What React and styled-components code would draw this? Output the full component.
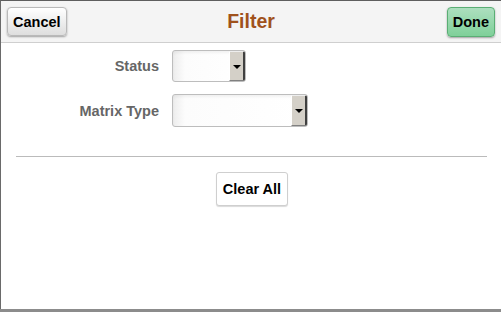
import React from "react";
import styled, { createGlobalStyle } from "styled-components";

const Global = createGlobalStyle`
  html, body {
    margin: 0;
    padding: 0;
    background: #8c8c8c;
    font-family: "Liberation Sans", Arial, sans-serif;
  }
`;

const Dialog = styled.div`
  width: 500px;
  height: 308px;
  background: #fff;
  border-top: 1px solid #5e5e5e;
  border-left: 1px solid #6a6a6a;
  box-shadow: 0 1px 0 #6e6e6e;
  display: flex;
  flex-direction: column;
`;

const Header = styled.div`
  height: 41px;
  background: #f4f4f4;
  border-bottom: 1px solid #cfcfcf;
  display: grid;
  grid-template-columns: 1fr auto 1fr;
  align-items: center;
  padding: 0 6px;
`;

const Title = styled.h1`
  margin: 0;
  font-size: 19.5px;
  font-weight: bold;
  color: #a0521c;
`;

const HeaderButton = styled.button`
  justify-self: ${(p) => (p.$right ? "end" : "start")};
  height: ${(p) => (p.$right ? "30px" : "29px")};
  padding: 0 5px;
  font-family: inherit;
  font-size: 14.5px;
  font-weight: bold;
  color: #000;
  white-space: nowrap;
  border-radius: 4px;
  border: 1px solid ${(p) => (p.$primary ? "#5aae74" : "#b9b9b9")};
  background: ${(p) =>
    p.$primary
      ? "linear-gradient(#addfbf, #7fd099)"
      : "linear-gradient(#ffffff, #dedede)"};
  box-shadow: 0 1px 2px rgba(0, 0, 0, 0.35);
`;

const Form = styled.div`
  display: grid;
  grid-template-columns: 158px auto;
  column-gap: 13px;
  row-gap: 12px;
  align-items: center;
  margin-top: 7px;
`;

const Label = styled.label`
  text-align: right;
  font-size: 14.5px;
  font-weight: bold;
  color: #666;
`;

const SelectBox = styled.div`
  width: ${(p) => p.$w}px;
  height: ${(p) => p.$h}px;
  box-sizing: border-box;
  border: 1px solid #bdbdbd;
  border-radius: 3px;
  background: linear-gradient(90deg, #ededed, #fcfcfc 12px, #fff);
  box-shadow: inset 0 2px 3px rgba(0, 0, 0, 0.05);
  display: flex;
  justify-content: flex-end;
  overflow: hidden;
`;

const ArrowButton = styled.span`
  width: 16px;
  box-sizing: border-box;
  background: #d4d0c8;
  border-left: 1px solid #fff;
  border-top: 1px solid #eee;
  border-right: 2px solid #404040;
  border-bottom: 1px solid #808080;
  display: flex;
  align-items: center;
  justify-content: center;
`;

const Triangle = styled.span`
  width: 0;
  height: 0;
  border-left: 4px solid transparent;
  border-right: 4px solid transparent;
  border-top: 4px solid #000;
  margin-top: 1px;
`;

const Divider = styled.hr`
  margin: 29px 14px 0 15px;
  border: 0;
  border-top: 1px solid #bbb;
`;

const Footer = styled.div`
  display: flex;
  justify-content: center;
  padding-top: 15px;
`;

const ClearButton = styled.button`
  height: 34px;
  padding: 0 6px;
  white-space: nowrap;
  font-family: inherit;
  font-size: 14.5px;
  font-weight: bold;
  color: #000;
  background: #fff;
  border: 1px solid #cfcfcf;
  border-radius: 3px;
  box-shadow: 0 1px 1px rgba(0, 0, 0, 0.15);
  margin-left: 2px;
`;

function Select({ w, h }) {
  return (
    <SelectBox $w={w} $h={h}>
      <ArrowButton>
        <Triangle />
      </ArrowButton>
    </SelectBox>
  );
}

export default function App() {
  return (
    <>
      <Global />
      <Dialog>
        <Header>
          <HeaderButton>Cancel</HeaderButton>
          <Title>Filter</Title>
          <HeaderButton $right $primary>Done</HeaderButton>
        </Header>
        <Form>
          <Label>Status</Label>
          <Select w={74} h={32} />
          <Label>Matrix Type</Label>
          <Select w={136} h={33} />
        </Form>
        <Divider />
        <Footer>
          <ClearButton>Clear All</ClearButton>
        </Footer>
      </Dialog>
    </>
  );
}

┄┄┄┄┄┄

■ Aim of the exercise
Every line above should be repeated exactly; pictures stay out of the copy.

■ Written response
What React and styled-components code would draw this? Output the full component.
import React from "react";
import styled, { createGlobalStyle } from "styled-components";

const Global = createGlobalStyle`
  html, body {
    margin: 0;
    padding: 0;
    background: #8c8c8c;
    font-family: "Liberation Sans", Arial, sans-serif;
  }
`;

const Dialog = styled.div`
  width: 500px;
  height: 308px;
  background: #fff;
  border-top: 1px solid #5e5e5e;
  border-left: 1px solid #6a6a6a;
  box-shadow: 0 1px 0 #6e6e6e;
  display: flex;
  flex-direction: column;
`;

const Header = styled.div`
  height: 41px;
  background: #f4f4f4;
  border-bottom: 1px solid #cfcfcf;
  display: grid;
  grid-template-columns: 1fr auto 1fr;
  align-items: center;
  padding: 0 6px;
`;

const Title = styled.h1`
  margin: 0;
  font-size: 19.5px;
  font-weight: bold;
  color: #a0521c;
`;

const HeaderButton = styled.button`
  justify-self: ${(p) => (p.$right ? "end" : "start")};
  height: ${(p) => (p.$right ? "30px" : "29px")};
  padding: 0 5px;
  font-family: inherit;
  font-size: 14.5px;
  font-weight: bold;
  color: #000;
  white-space: nowrap;
  border-radius: 4px;
  border: 1px solid ${(p) => (p.$primary ? "#5aae74" : "#b9b9b9")};
  background: ${(p) =>
    p.$primary
      ? "linear-gradient(#addfbf, #7fd099)"
      : "linear-gradient(#ffffff, #dedede)"};
  box-shadow: 0 1px 2px rgba(0, 0, 0, 0.35);
`;

const Form = styled.div`
  display: grid;
  grid-template-columns: 158px auto;
  column-gap: 13px;
  row-gap: 12px;
  align-items: center;
  margin-top: 7px;
`;

const Label = styled.label`
  text-align: right;
  font-size: 14.5px;
  font-weight: bold;
  color: #666;
`;

const SelectBox = styled.div`
  width: ${(p) => p.$w}px;
  height: ${(p) => p.$h}px;
  box-sizing: border-box;
  border: 1px solid #bdbdbd;
  border-radius: 3px;
  background: linear-gradient(90deg, #ededed, #fcfcfc 12px, #fff);
  box-shadow: inset 0 2px 3px rgba(0, 0, 0, 0.05);
  display: flex;
  justify-content: flex-end;
  overflow: hidden;
`;

const ArrowButton = styled.span`
  width: 16px;
  box-sizing: border-box;
  background: #d4d0c8;
  border-left: 1px solid #fff;
  border-top: 1px solid #eee;
  border-right: 2px solid #404040;
  border-bottom: 1px solid #808080;
  display: flex;
  align-items: center;
  justify-content: center;
`;

const Triangle = styled.span`
  width: 0;
  height: 0;
  border-left: 4px solid transparent;
  border-right: 4px solid transparent;
  border-top: 4px solid #000;
  margin-top: 1px;
`;

const Divider = styled.hr`
  margin: 29px 14px 0 15px;
  border: 0;
  border-top: 1px solid #bbb;
`;

const Footer = styled.div`
  display: flex;
  justify-content: center;
  padding-top: 15px;
`;

const ClearButton = styled.button`
  height: 34px;
  padding: 0 6px;
  white-space: nowrap;
  font-family: inherit;
  font-size: 14.5px;
  font-weight: bold;
  color: #000;
  background: #fff;
  border: 1px solid #cfcfcf;
  border-radius: 3px;
  box-shadow: 0 1px 1px rgba(0, 0, 0, 0.15);
  margin-left: 2px;
`;

function Select({ w, h }) {
  return (
    <SelectBox $w={w} $h={h}>
      <ArrowButton>
        <Triangle />
      </ArrowButton>
    </SelectBox>
  );
}

export default function App() {
  return (
    <>
      <Global />
      <Dialog>
        <Header>
          <HeaderButton>Cancel</HeaderButton>
          <Title>Filter</Title>
          <HeaderButton $right $primary>Done</HeaderButton>
        </Header>
        <Form>
          <Label>Status</Label>
          <Select w={74} h={32} />
          <Label>Matrix Type</Label>
          <Select w={136} h={33} />
        </Form>
        <Divider />
        <Footer>
          <ClearButton>Clear All</ClearButton>
        </Footer>
      </Dialog>
    </>
  );
}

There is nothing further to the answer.